Can we add CFT to BFT for increased security and liveness?
It looks like we can, in circumstances where we select >3f+1 nodes but <=4f+1. Let me explain:
I was under the impression (Byzantine Fault Tolerance) BFT included (Crash Fault Tolerance) CFT as BFT is harder to combat.
So we have a tolerance to <1/3 BFT nodes as we claim (as does all algorithms in the space). However, we can maybe do better for safety and liveness.
So normally, the population N is set as 3f+1
(we actually set our threshold crypto to the same value of required sigs which is 2f+1)
This means tolerating 2 byzantine failures (f==2) we have a group size of 3f+1 (7) and a supermajority of 2f+1 (5).
However, this is not the whole story. We can set the group size to 4f+1 and still have f_bft==2 and f is still <1/3 so we are still using the same assumptions on safety.
So the difference from us is 9 nodes instead of 7. What do the extra 2 nodes mean and what do they by?
Meaning
These are 2 additional failure nodes, but they are not byzantine. They are CFT fails. The difference being a CFT failure is a crash, so a non-participating node. It cannot do byzantine stuff like double vote etc. It is purely a node that does nothing (it crashed as far as this round of voting goes).
i.e. We have 2 fail types f_bft
and f_cft
. If we set N==3f+1 there is no room for f_cft
nodes. If we set N==4f+1 we have room for f f_cft
nodes IN ADDITION to the f f_bft
nodes.
Buys us
It buys us additional safety. Our supermajority is now a straight majority (only at N==4f+1). So we still have 2f+1(5) nodes required to agree, but we can have up to 4 failures instead of 2.
The trick/sneaky part is these failures can only contain 2 BFT failures.
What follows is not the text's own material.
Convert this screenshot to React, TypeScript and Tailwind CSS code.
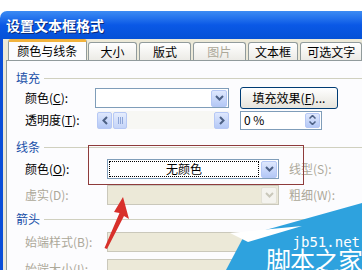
import type { ReactNode } from "react";

function Chevron({ disabled }: { disabled?: boolean }) {
  return (
    <div
      className={`flex items-center justify-center w-[16px] h-[17px] rounded-[2px] border ${
        disabled ? "border-[#e3e1d6] bg-[#f4f3ee]" : "border-[#b6c8f5] bg-gradient-to-b from-[#dfe8fd] to-[#b4c8f6]"
      }`}
    >
      <svg width="9" height="6" viewBox="0 0 9 6">
        <path d="M1 1 L4.5 4.5 L8 1" fill="none" stroke={disabled ? "#c9c7ba" : "#4d6185"} strokeWidth="2" />
      </svg>
    </div>
  );
}

function Dropdown({ className, children, disabled, focused }: { className: string; children?: ReactNode; disabled?: boolean; focused?: boolean }) {
  return (
    <div className={`flex items-center h-[20px] border pl-[1px] pr-[1px] ${disabled ? "border-[#cac8bb] bg-[#ece9d8]" : "border-[#7f9db9] bg-white"} ${className}`}>
      <div className="flex-1 h-[16px] flex items-center justify-center mr-[2px]">
        {focused ? (
          <div className="w-full h-full border border-dotted border-black flex items-center justify-center leading-none">{children}</div>
        ) : (
          children
        )}
      </div>
      <Chevron disabled={disabled} />
    </div>
  );
}

function Heading({ text, className }: { text: string; className: string }) {
  return (
    <div className={`flex items-center h-[18px] pl-[9px] ${className}`}>
      <span className="text-[#2050a8] mr-[4px]">{text}</span>
      <div className="flex-1 h-px bg-[#d0d0bf]" />
    </div>
  );
}

function Label({ children, w, disabled }: { children: ReactNode; w: string; disabled?: boolean }) {
  return <div className={`pl-[18px] shrink-0 ${w} ${disabled ? "text-[#aca899]" : ""}`}>{children}</div>;
}

function Tab({ text, className, disabled }: { text: string; className: string; disabled?: boolean }) {
  return (
    <div
      className={`h-[18px] flex items-center justify-center border border-b-0 border-[#919b9c] rounded-t-[3px] bg-gradient-to-b from-white to-[#ecebe6] ${
        disabled ? "text-[#aca899]" : ""
      } ${className}`}
    >
      {text}
    </div>
  );
}

export default function App() {
  return (
    <div className="relative w-[362px] h-[270px] overflow-hidden bg-white text-[12px] text-black font-['Noto_Sans_CJK_SC',sans-serif] leading-none">
      <div className="h-[11px]" />
      <div className="h-[28px] rounded-tl-[7px] bg-gradient-to-b from-[#3d8cf3] via-[#0a58e6] to-[#0551d6] flex items-center pl-[6px]">
        <span className="text-white font-bold text-[14px] [text-shadow:1px_1px_0_#0a2a7a]">设置文本框格式</span>
      </div>
      <div className="h-[231px] border-l-[3px] border-[#0a4ed8] bg-[#ece9d8] flex flex-col">
        <div className="h-[24px] flex items-end pl-[5px]">
          <div className="w-[79px] h-[21px] flex items-center justify-center bg-[#fcfcfe] border-x border-[#919b9c] border-t-[3px] border-t-[#f2b33d] rounded-t-[3px]">
            颜色与线条
          </div>
          <Tab text="大小" className="w-[50px] ml-px" />
          <Tab text="版式" className="w-[52px] ml-[2px]" />
          <Tab text="图片" className="w-[53px] ml-[2px]" disabled />
          <Tab text="文本框" className="w-[51px] ml-[2px]" />
          <Tab text="可选文字" className="w-[62px] ml-[2px]" />
        </div>
        <div className="flex-1 ml-[3px] border-l border-t border-[#919b9c] bg-[#fcfcfe] flex flex-col">
          <Heading text="填充" className="mt-[8px]" />
          <div className="flex items-center h-[20px] mt-px">
            <Label w="w-[88px]">
              颜色(<span className="underline">C</span>):
            </Label>
            <Dropdown className="w-[134px]" />
            <div className="ml-[11px] w-[98px] h-[22px] rounded-[3px] border border-[#003c74] bg-gradient-to-b from-white to-[#e6e4dc] flex items-center justify-center">
              填充效果(<span className="underline">F</span>)...
            </div>
          </div>
          <div className="flex items-center h-[20px] mt-[2px]">
            <Label w="w-[90px]">
              透明度(<span className="underline">T</span>):
            </Label>
            <div className="w-[132px] h-[18px] flex items-center bg-[#f7f7f4]">
              <div className="w-[15px] h-[17px] rounded-[2px] border border-[#b6c8f5] bg-gradient-to-b from-[#dfe8fd] to-[#b4c8f6] flex items-center justify-center">
                <svg width="6" height="9" viewBox="0 0 6 9">
                  <path d="M5 1 L1.5 4.5 L5 8" fill="none" stroke="#4d6185" strokeWidth="2" />
                </svg>
              </div>
              <div className="ml-px w-[14px] h-[17px] rounded-[2px] border border-[#b6c8f5] bg-gradient-to-b from-[#e6edfd] to-[#c4d4f8] flex items-center justify-center gap-px">
                <div className="w-px h-[7px] bg-[#8ea6d8]" />
                <div className="w-px h-[7px] bg-[#8ea6d8]" />
                <div className="w-px h-[7px] bg-[#8ea6d8]" />
              </div>
              <div className="flex-1" />
              <div className="w-[15px] h-[17px] rounded-[2px] border border-[#b6c8f5] bg-gradient-to-b from-[#dfe8fd] to-[#b4c8f6] flex items-center justify-center">
                <svg width="6" height="9" viewBox="0 0 6 9">
                  <path d="M1 1 L4.5 4.5 L1 8" fill="none" stroke="#4d6185" strokeWidth="2" />
                </svg>
              </div>
            </div>
            <div className="ml-[11px] w-[82px] h-[19px] border border-[#7f9db9] bg-white flex items-center pl-[3px] pr-px">
              <span className="flex-1">0 %</span>
              <div className="w-[15px] h-[15px] rounded-[2px] border border-[#b6c8f5] bg-gradient-to-b from-[#dfe8fd] to-[#b4c8f6] flex flex-col items-center justify-center gap-[2px]">
                <svg width="7" height="4" viewBox="0 0 7 4">
                  <path d="M0.5 3.5 L3.5 0.5 L6.5 3.5" fill="none" stroke="#4d6185" strokeWidth="1.5" />
                </svg>
                <svg width="7" height="4" viewBox="0 0 7 4">
                  <path d="M0.5 0.5 L3.5 3.5 L6.5 0.5" fill="none" stroke="#4d6185" strokeWidth="1.5" />
                </svg>
              </div>
            </div>
          </div>
          <Heading text="线条" className="mt-[8px]" />
          <div className="flex items-center h-[20px] mt-[3px]">
            <Label w="w-[100px]">
              颜色(<span className="underline">O</span>):
            </Label>
            <Dropdown className="w-[172px]" focused>
              无颜色
            </Dropdown>
            <span className="ml-[10px] text-[#aca899]">线型(S):</span>
          </div>
          <div className="flex items-center h-[20px] mt-[6px]">
            <Label w="w-[100px]" disabled>
              虚实(D):
            </Label>
            <Dropdown className="w-[172px]" disabled />
            <span className="ml-[10px] text-[#aca899]">粗细(W):</span>
          </div>
          <Heading text="箭头" className="mt-[5px]" />
          <div className="flex items-center h-[20px] mt-[4px]">
            <Label w="w-[100px]" disabled>
              始端样式(B):
            </Label>
            <Dropdown className="w-[172px]" disabled />
          </div>
          <div className="flex items-center h-[20px] mt-[7px]">
            <Label w="w-[100px]" disabled>
              始端大小(I):
            </Label>
            <Dropdown className="w-[172px]" disabled />
          </div>
        </div>
      </div>

      {/* red highlight box */}
      <div className="absolute left-[88px] top-[145px] w-[216px] h-[40px] border border-[#8e3b3b]" />

      {/* red arrow */}
      <svg className="absolute left-[98px] top-[192px]" width="34" height="62" viewBox="0 0 34 62">
        <path d="M25 5 L31 27 L26 24 L9 57 L6.5 56 L21.5 21 L16 20 Z" fill="#d8302b" />
      </svg>

      {/* watermark */}
      <svg className="absolute left-[220px] top-[200px]" width="142" height="70" viewBox="0 0 142 70">
        <path d="M6 70 L24 36 L142 3 L142 70 Z" fill="#2ea2de" />
        <path d="M10 33 L82 26 L28 42 Z" fill="#ffffff" />
      </svg>
      <div className="absolute right-[2px] top-[235px] text-white text-[14px] font-['DejaVu_Sans_Mono',monospace] leading-none">
        jb51.net
      </div>
      <div className="absolute right-0 top-[247px] text-white text-[25px] leading-none tracking-[-1px]">脚本之家</div>
    </div>
  );
}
So it can be 4 CFT or 3CFT+1BFT or 2CFT+2BFT, but only when we use 4f+1 as the population.
So that extra f is where we can cope with CFT nodes existing.
It means we buy ourselves safety and liveness, but there is a cost. If all nodes do participate, then there is a chance of many more messages, but they should limit as any node seeing 2f+1 votes, knowing there is no need to keep voting. They can distribute the 2f+1 votes to all members as a finality clause. So this terminates the round and possibly faster? we can not really tell without measuring, but the increased membership does not strictly mean we gorm from !7 messages to !9
i.e. It looks like we have stumbled upon a non-documented (as far as we can tell) fact, that CFT can be added on top of BFT to allow greater safety and CFT does not require byzantine defences.
Bottom line is that I think this is a winner all round for us.
Note: a crashed node, or what we call a
f_cft
node is an honest node. It just failed to participate, it did not do damage. Af_bft
node is a dishonest node and will try and do damage.
Back to events (the critical part) MEMBERSHIP
So we have events, stuff happening and we need to decide on them being valid. Let’s dig into validity and what that means and when?
We can say an event is valid if:
- Our internal state shows the event is valid (we could be wrong)
- The event is signed by a supermajority of nodes (elders in our parlance)
- Some external oracle leads us to believe an event is valid (i.e. node lost) (again we could be wrong)
2 is easy as we can say that event is network valid i.e. it has network authority.
However, 1 and 3 are Very tricky. (Can we even put them through a consensus algorithm without knowing they are valid?)
Neither 1 or 3 are network valid and in Safe, that means we don’t trust it. So what do we instinctively do? We fire it into a consensus algorithm BUT WE CANNOT DO THAT. We are not trying to get an order of the event at this time, we are just trying to get “agreement on the event’s validity”. (We cannot feed a consensus algorithm invalid events.)
So herein lies my issue with membership and consensus as a solution. It’s not!
I am not saying that consensus will not order events, it will, but IT MUST ONLY ORDER VALID EVENTS. So when is an event valid? In our network we trust no single node, so 1 & 3 above are merely opinions, but not valid events.
To go from an opinion to a valid event, we must get network authority. This means getting an agreement the event is valid, regardless of its order!
For us, that means we gather a section signature on the event.
Does order then matter for membership?
Well, it can. We can always find ways that unordered events are better ordered, but should we?
If we have a bunch of valid events like nodes lost, then it does not matter the order. It has happened, the nodes are not there!
If we have decisions to be made on membership then it’s more difficult. Some decisions such as
- Deciding we need a new node
- Deciding we can split the section
- Deciding where to store/get data from
These cause us problems and I would love us to consider each of these decisions that we take on the “state” of the membership. For instance, do slightly different views on membership really matter that much? If we have Ae to constantly sync nodes and clients then we know that changes will be passed around each node in a very short time. Consensus algorithms take time anyway, it’s a lot to think about, but it’s not a simple thing, but it’s not dead hard either.
This is a huge post so far and I am gonna stop here for now, but I will continue this to the bitter end. I am super keen we get this right. So posting now, but will continue soon. I am keen on thoughts, ideas, debates etc. to get this right.